◆ What the task asks: Say how many lines of these entries include the word "styles", and answer with the number alone.

◆ Data in this exercise:
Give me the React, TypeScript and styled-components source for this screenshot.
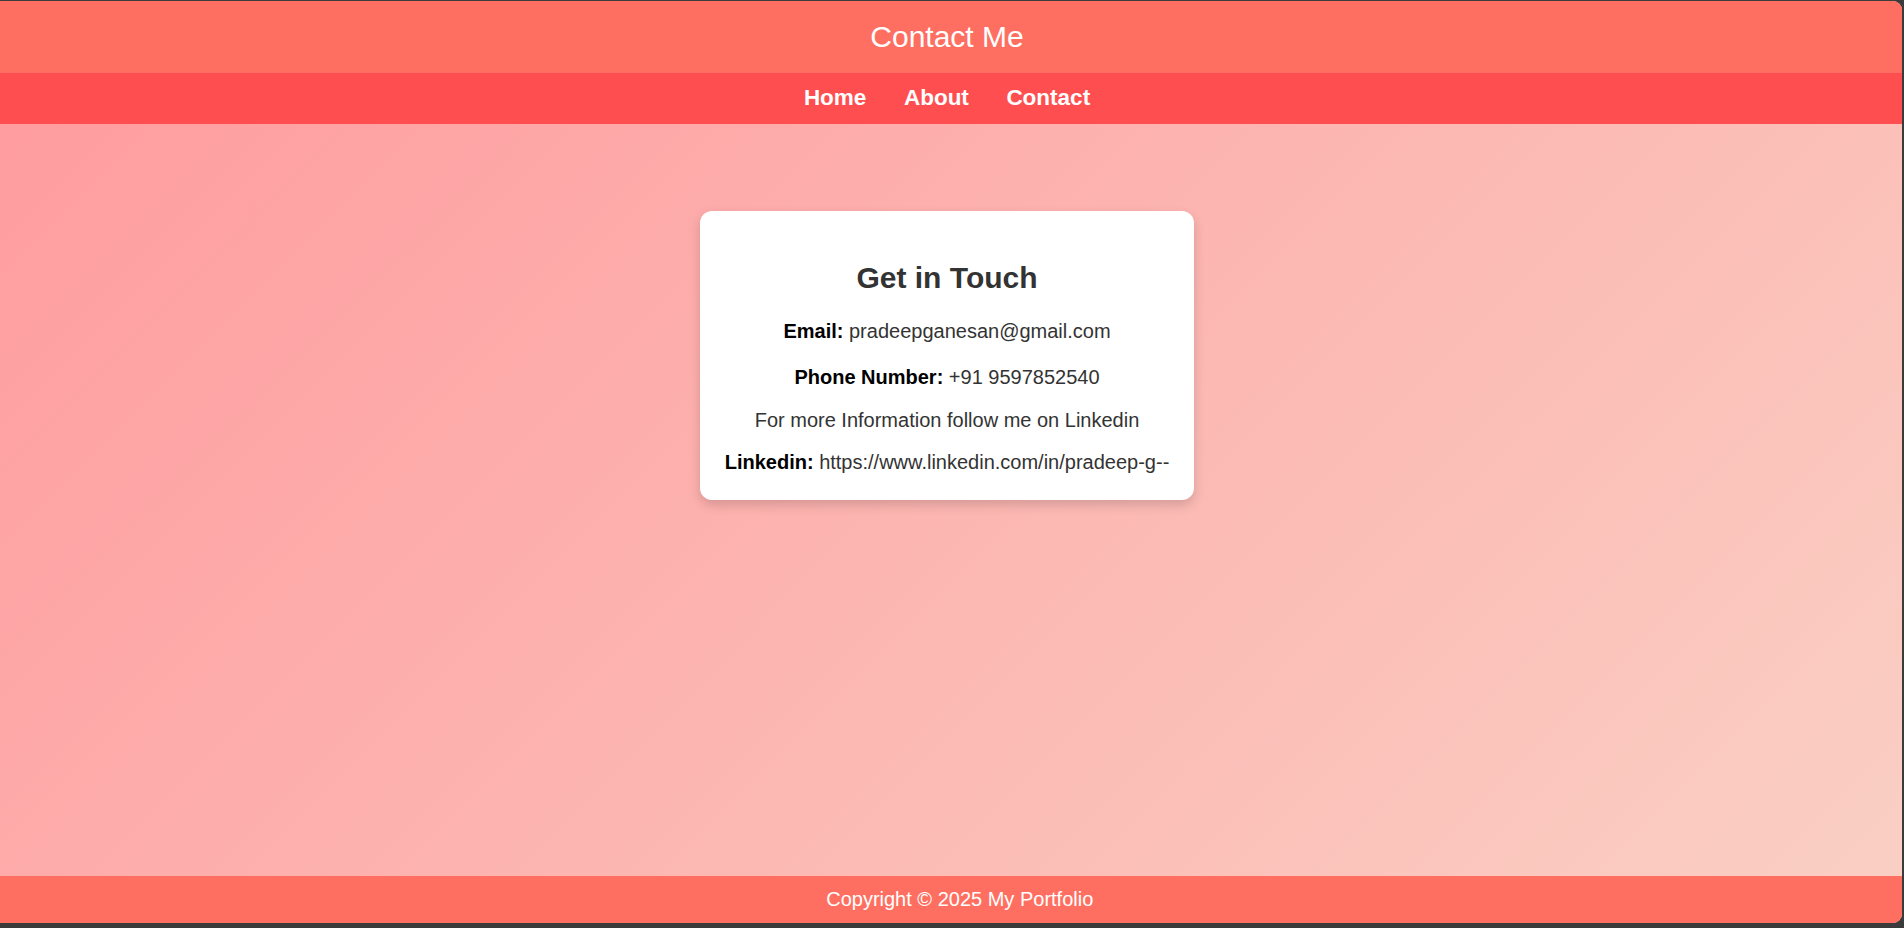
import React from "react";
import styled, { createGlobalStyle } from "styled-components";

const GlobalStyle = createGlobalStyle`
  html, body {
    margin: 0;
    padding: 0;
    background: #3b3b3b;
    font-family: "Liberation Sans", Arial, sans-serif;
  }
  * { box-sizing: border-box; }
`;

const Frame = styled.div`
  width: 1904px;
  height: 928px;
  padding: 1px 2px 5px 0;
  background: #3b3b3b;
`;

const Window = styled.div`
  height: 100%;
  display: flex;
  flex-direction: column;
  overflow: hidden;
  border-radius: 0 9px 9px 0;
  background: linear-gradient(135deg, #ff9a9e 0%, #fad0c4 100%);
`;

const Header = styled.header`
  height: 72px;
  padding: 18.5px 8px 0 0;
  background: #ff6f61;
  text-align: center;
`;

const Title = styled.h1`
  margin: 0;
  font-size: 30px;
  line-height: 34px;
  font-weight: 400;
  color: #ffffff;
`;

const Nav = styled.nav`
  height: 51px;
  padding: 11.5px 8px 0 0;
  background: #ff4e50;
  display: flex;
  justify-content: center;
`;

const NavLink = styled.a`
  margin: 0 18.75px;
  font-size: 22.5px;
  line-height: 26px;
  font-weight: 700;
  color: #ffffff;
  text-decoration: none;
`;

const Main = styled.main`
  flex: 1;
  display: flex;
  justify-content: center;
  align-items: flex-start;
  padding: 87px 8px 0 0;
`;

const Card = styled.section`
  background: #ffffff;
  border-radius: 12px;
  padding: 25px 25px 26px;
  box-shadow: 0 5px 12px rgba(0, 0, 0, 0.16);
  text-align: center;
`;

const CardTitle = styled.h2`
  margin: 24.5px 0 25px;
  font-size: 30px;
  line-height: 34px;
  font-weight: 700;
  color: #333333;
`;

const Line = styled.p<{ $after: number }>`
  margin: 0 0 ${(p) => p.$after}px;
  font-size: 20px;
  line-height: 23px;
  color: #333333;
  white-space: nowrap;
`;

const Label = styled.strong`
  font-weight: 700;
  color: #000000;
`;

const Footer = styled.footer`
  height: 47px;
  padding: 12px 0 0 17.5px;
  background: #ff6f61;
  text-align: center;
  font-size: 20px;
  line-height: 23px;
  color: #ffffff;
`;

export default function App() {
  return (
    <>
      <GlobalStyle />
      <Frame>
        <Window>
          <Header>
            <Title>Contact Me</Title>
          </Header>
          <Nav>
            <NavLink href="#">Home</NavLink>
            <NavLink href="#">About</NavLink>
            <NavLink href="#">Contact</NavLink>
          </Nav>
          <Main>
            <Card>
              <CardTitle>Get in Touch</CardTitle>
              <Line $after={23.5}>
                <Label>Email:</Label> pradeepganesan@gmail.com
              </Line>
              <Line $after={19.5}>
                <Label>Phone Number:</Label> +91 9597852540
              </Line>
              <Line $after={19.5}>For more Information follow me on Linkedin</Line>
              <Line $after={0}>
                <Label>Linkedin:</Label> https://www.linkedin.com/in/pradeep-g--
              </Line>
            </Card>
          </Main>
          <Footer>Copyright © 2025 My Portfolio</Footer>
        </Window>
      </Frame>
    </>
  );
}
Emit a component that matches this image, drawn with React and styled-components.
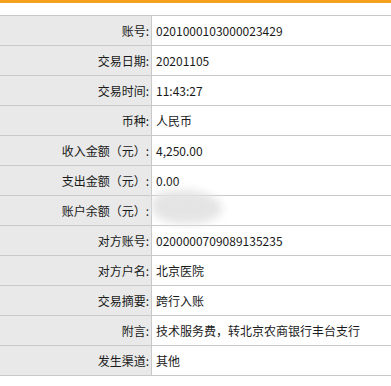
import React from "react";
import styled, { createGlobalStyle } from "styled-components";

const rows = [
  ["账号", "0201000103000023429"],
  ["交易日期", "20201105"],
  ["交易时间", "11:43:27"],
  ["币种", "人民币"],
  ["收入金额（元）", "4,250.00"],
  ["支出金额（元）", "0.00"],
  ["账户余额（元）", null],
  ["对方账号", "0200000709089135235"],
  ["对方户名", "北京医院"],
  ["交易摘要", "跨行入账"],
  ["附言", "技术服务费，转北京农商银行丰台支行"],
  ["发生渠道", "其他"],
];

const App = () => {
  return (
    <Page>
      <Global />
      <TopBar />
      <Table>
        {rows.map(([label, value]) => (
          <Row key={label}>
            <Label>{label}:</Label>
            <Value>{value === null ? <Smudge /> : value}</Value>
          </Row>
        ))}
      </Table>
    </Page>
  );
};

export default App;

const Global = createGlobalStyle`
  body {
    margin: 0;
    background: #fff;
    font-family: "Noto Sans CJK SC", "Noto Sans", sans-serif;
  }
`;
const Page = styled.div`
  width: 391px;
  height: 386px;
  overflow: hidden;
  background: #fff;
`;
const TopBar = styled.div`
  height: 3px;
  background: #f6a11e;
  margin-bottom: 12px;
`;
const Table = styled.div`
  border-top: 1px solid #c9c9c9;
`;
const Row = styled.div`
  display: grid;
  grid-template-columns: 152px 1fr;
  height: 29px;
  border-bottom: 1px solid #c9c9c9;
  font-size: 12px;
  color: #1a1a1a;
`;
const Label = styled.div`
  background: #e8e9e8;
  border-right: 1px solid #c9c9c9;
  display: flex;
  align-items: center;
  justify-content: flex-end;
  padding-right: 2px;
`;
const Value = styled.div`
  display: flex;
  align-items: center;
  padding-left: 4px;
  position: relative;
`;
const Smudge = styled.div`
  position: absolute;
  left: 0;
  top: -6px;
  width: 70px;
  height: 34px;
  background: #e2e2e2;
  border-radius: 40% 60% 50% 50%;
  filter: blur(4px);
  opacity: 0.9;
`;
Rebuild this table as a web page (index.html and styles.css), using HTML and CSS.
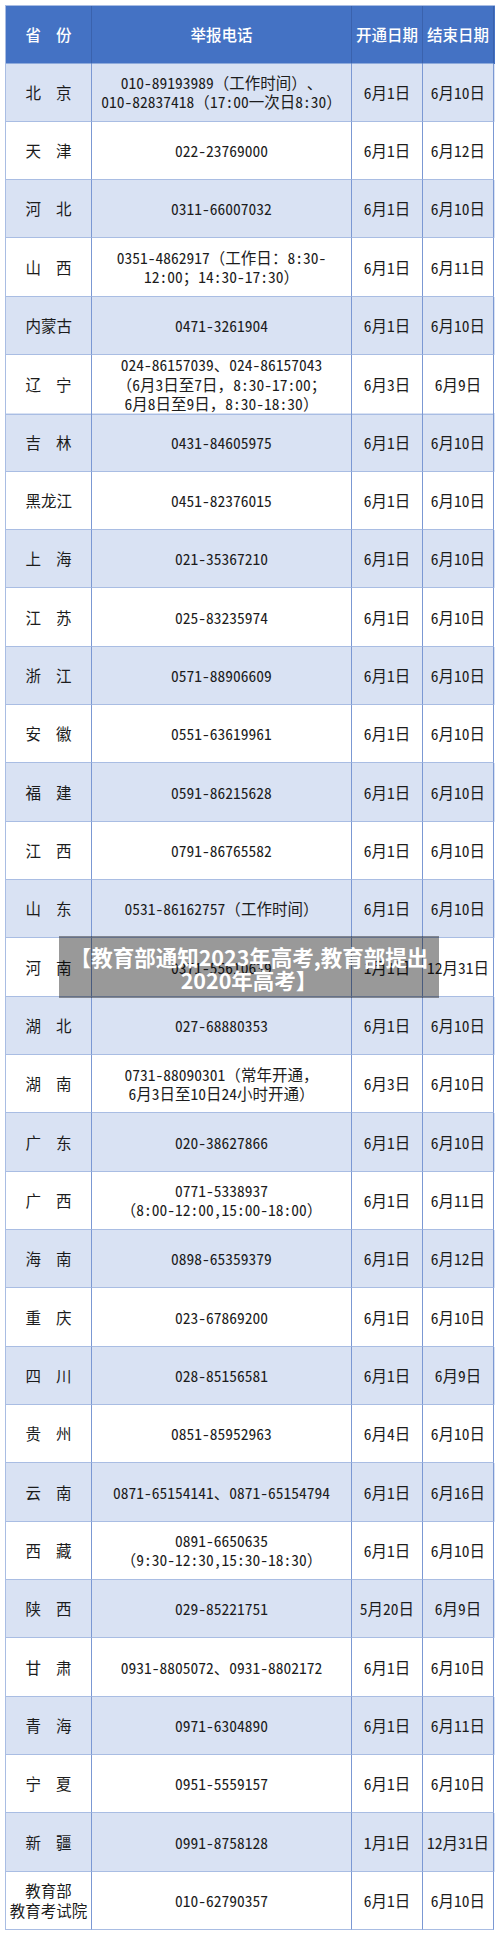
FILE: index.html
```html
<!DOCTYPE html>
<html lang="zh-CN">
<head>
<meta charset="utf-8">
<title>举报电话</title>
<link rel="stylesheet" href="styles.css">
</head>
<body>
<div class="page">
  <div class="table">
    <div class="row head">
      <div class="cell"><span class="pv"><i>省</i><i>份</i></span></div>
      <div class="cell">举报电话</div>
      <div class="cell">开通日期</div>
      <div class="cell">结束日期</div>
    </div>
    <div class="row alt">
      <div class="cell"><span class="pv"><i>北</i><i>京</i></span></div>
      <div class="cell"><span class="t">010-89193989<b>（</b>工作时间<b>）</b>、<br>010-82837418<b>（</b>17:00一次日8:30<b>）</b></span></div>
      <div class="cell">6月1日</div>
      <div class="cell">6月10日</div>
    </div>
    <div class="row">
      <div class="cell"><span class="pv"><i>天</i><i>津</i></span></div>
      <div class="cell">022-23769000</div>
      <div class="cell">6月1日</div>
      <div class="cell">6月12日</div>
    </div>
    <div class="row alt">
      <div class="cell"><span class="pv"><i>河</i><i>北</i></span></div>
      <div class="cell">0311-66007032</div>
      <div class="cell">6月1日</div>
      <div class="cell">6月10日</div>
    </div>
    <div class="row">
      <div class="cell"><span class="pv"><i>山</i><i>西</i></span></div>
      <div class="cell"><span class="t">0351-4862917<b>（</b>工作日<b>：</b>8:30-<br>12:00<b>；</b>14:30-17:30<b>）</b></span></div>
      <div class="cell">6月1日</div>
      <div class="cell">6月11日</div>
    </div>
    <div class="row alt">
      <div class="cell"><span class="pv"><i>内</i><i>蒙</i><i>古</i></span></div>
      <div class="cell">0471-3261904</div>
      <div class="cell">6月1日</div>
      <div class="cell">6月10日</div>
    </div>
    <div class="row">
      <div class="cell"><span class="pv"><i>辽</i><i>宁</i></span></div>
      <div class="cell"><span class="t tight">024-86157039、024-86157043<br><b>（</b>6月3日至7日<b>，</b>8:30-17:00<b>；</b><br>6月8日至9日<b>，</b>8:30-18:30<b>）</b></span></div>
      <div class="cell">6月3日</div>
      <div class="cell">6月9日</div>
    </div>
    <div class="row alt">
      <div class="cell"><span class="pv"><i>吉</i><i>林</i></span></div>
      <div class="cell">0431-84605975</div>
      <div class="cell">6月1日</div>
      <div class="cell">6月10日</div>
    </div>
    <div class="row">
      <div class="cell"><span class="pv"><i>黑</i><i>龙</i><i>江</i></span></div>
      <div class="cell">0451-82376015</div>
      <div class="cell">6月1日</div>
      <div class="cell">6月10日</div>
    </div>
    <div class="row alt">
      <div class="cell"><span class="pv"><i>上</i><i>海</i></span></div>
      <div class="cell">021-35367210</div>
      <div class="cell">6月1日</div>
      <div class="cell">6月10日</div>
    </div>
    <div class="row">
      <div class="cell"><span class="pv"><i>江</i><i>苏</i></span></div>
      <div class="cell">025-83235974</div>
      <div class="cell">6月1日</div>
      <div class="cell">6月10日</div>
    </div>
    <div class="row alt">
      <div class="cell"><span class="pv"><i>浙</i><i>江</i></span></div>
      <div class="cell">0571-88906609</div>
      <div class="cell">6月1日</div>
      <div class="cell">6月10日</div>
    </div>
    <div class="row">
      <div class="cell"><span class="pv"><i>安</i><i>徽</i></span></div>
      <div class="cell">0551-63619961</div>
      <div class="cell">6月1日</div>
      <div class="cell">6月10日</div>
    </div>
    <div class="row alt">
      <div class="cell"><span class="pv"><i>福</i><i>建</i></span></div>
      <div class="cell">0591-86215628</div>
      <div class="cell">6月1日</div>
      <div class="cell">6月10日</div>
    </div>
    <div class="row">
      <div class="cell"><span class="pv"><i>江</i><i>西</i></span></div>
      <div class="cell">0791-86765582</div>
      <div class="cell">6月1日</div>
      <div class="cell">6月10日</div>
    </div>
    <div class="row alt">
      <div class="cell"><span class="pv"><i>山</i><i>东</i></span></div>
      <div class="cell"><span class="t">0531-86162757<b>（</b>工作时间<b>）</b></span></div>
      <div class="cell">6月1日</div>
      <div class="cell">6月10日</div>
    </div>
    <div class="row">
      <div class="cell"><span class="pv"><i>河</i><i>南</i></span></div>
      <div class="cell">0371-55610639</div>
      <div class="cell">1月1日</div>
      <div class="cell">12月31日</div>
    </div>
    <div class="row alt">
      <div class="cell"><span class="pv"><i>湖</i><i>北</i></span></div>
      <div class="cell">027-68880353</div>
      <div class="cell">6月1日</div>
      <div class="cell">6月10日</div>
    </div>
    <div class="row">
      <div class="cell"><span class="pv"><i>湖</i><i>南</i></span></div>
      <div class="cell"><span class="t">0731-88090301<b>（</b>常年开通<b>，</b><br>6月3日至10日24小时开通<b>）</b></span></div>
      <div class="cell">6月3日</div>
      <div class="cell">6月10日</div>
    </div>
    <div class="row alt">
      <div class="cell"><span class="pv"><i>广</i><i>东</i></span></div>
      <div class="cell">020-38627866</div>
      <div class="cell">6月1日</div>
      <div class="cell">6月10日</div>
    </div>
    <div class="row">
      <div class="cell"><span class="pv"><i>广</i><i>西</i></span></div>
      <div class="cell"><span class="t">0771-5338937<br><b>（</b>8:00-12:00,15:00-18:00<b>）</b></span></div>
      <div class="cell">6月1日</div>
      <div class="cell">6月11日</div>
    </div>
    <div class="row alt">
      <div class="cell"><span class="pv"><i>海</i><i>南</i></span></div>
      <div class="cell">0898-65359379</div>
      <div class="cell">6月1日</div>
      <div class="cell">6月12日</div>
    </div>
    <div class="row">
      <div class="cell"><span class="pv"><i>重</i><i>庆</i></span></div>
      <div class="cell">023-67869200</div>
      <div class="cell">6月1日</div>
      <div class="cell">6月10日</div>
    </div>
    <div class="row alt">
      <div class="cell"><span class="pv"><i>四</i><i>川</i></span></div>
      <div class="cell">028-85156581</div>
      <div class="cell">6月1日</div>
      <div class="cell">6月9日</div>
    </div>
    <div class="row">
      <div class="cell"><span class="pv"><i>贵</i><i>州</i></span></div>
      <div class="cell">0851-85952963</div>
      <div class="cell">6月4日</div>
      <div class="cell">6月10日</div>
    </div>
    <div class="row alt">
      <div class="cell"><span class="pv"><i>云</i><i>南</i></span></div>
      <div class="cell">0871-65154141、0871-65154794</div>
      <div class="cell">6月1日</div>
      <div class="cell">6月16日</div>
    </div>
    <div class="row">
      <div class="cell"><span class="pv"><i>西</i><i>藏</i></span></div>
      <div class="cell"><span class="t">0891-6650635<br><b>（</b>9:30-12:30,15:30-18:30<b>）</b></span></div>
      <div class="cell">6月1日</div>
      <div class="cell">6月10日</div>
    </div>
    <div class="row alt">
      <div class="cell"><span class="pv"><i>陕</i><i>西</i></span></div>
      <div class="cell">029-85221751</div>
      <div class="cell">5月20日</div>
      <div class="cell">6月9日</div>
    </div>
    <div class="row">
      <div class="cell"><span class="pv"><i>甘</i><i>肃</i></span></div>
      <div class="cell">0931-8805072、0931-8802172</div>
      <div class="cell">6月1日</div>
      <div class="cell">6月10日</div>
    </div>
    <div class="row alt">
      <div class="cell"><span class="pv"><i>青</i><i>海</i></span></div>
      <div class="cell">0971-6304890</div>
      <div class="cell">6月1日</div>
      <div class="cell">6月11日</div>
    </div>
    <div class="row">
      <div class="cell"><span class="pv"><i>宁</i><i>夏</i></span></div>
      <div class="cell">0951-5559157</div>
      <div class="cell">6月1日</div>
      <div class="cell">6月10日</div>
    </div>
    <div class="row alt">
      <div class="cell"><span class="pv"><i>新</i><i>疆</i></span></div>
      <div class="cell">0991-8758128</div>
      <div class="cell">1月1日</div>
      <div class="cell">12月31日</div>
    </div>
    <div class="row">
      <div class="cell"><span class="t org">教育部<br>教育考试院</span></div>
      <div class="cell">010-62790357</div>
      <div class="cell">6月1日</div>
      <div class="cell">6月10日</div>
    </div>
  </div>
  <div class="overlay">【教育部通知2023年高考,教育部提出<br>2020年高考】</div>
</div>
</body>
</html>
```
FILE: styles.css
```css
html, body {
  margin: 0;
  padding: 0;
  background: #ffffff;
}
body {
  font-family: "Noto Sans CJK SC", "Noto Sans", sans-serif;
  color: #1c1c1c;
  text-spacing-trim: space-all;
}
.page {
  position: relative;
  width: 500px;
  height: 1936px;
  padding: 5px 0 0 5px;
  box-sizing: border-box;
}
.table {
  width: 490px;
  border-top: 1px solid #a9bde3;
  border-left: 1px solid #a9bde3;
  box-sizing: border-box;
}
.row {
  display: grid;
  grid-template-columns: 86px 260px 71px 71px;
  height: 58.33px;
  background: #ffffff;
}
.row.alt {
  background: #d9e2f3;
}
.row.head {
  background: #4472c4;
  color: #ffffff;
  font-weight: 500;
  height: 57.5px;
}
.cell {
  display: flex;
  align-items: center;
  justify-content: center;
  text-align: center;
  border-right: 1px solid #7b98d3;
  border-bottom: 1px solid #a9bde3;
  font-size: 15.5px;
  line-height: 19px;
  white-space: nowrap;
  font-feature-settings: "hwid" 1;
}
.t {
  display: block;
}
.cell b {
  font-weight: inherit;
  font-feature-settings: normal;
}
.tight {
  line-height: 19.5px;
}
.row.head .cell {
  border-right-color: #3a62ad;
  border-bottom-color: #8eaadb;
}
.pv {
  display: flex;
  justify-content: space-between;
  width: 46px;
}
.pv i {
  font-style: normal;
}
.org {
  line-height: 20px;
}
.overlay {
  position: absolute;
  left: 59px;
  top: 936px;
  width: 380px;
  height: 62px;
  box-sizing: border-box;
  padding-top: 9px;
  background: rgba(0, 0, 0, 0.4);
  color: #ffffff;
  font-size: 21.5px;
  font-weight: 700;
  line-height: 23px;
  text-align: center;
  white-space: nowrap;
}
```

◆ Solved problem: 3